The question that cuts through most of these situations is simpler than it sounds: what does a good customer actually cost you, all the way through, and what are they worth over the life of the relationship?

Two customers who look identical in a leads report can have completely different economics. One closes quickly, pays on time, refers two more, and asks for you by name on the next project. The other negotiates the price down, pays in 90 days, and you never hear from them again. A marketing program that generates more of the second type while suppressing the first is making the business worse, not better, regardless of what any activity metric says.

Most growth-stage companies have never traced that picture. They know their revenue. They may know their margins. They do not know which marketing channels are producing customers who actually build the business versus customers who consume it.


Getting that picture is the starting point for everything else. What channels to invest in. What the agency should actually be optimizing for. What a good lead looks like before it reaches the sales team. What success means in a monthly report.

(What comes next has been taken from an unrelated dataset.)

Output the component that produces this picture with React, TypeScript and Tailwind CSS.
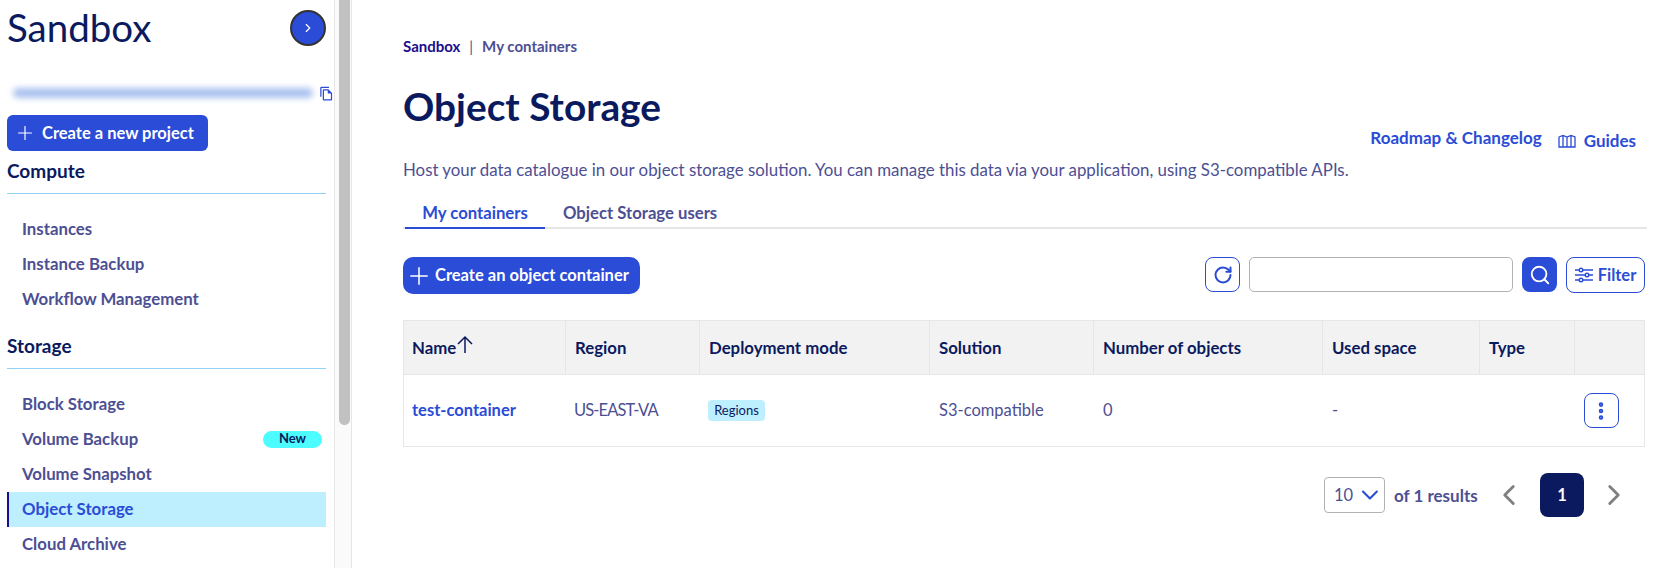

When I rewrote the brief for that first CEO, based on what the data was showing, the agency stepped up. Same people, same fee, different output. Because they finally knew what they were being asked to produce. The brief is a leadership decision, and it requires someone with enough standing and enough context to write it honestly. That is rarely the agency. It is rarely the junior marketer in the seat. And it is usually not something a CEO has time to build from scratch while running the business.

The reports had looked good for two years because nobody had told the agency what good actually meant. Once someone did, the picture changed quickly.